I Wish I Had Known Jerry Nachman

Jerry Nachman died overnight last night at his home in Hoboken, NJ. If the name isn’t familiar, you might remember seeing him on MSNBC. Nachman was a large man physically and a giant in the business. He was 57, but could have passed for older.

I didn’t know Jerry Nachman. – only met him briefly one night here at the TV station. I had some minimal contact with him while he was editor of The New York Post.

It was a major holiday – probably Easter – at least 10 years ago. Helaine, Steffie and I had driven to Philadelphia to visit Helaine’s parents. On the way back, we waited an eternity to cross the George Washington Bridge. As we approached the toll plaza, I saw some of the booths (on this incredibly busy travel night) weren’t open. I asked, and the toll booth operator offered up, not enough people had been scheduled. The seemed very uncaring on the part of the Port Authority, who runs the bridge.

This was costing people untold hours, and costing businesses money. It wasn’t a story for my station, but it did seem like something for the Post. I wrote Jerry – and he responded. It felt like he was listening, interested and involved… and all because he took 10 seconds and put pen to paper.

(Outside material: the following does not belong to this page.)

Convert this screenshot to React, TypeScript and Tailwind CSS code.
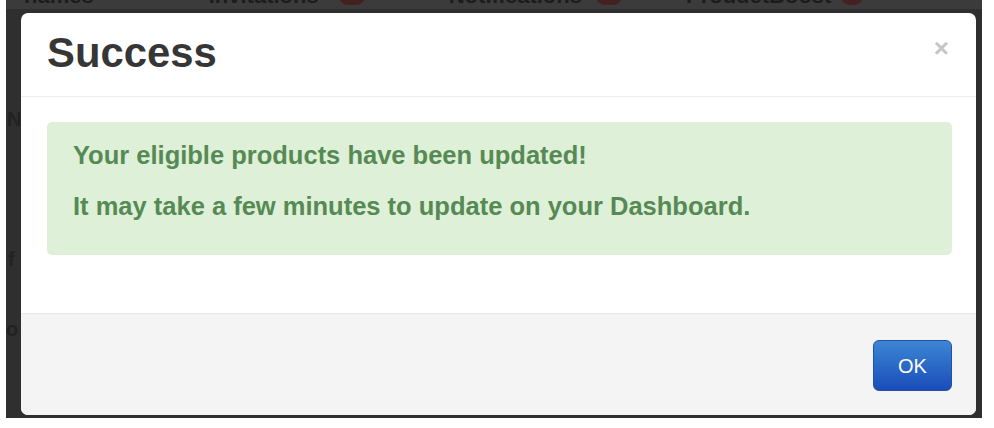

I know of Jerry Nachman because of his reputation. He was a radio newsman, TV newsman and manager, newspaper editor, writer… you get the idea. If you look at all of his jobs, you get the feeling that people met him, realized he was really smart, and knew he could do whatever he set out to do.

There is a story that I’ve heard more than a few times. He was news director at WNBC-TV. There was a break in a big story, but no reporter to cover it. Jerry was in an off-the-air position – a management position. But, he told the crew to stop by his apartment on the way, pick him up, and he would report. It’s tough not to respect that.

Nachman seemed like the kind of guy you’d want to work for. Aggressive in his approach to the business, as if it were sport to him. Smart enough not be threatened. Skilled enough to command respect because he knew how to do his job… and your job too.

He was not a coiffed pretty boy with a ‘ripped’ body. In fact, his face had taken on the shape of a canned ham – not uncommon when you’re physically immense. He was all skill and little glitter. He died too soon.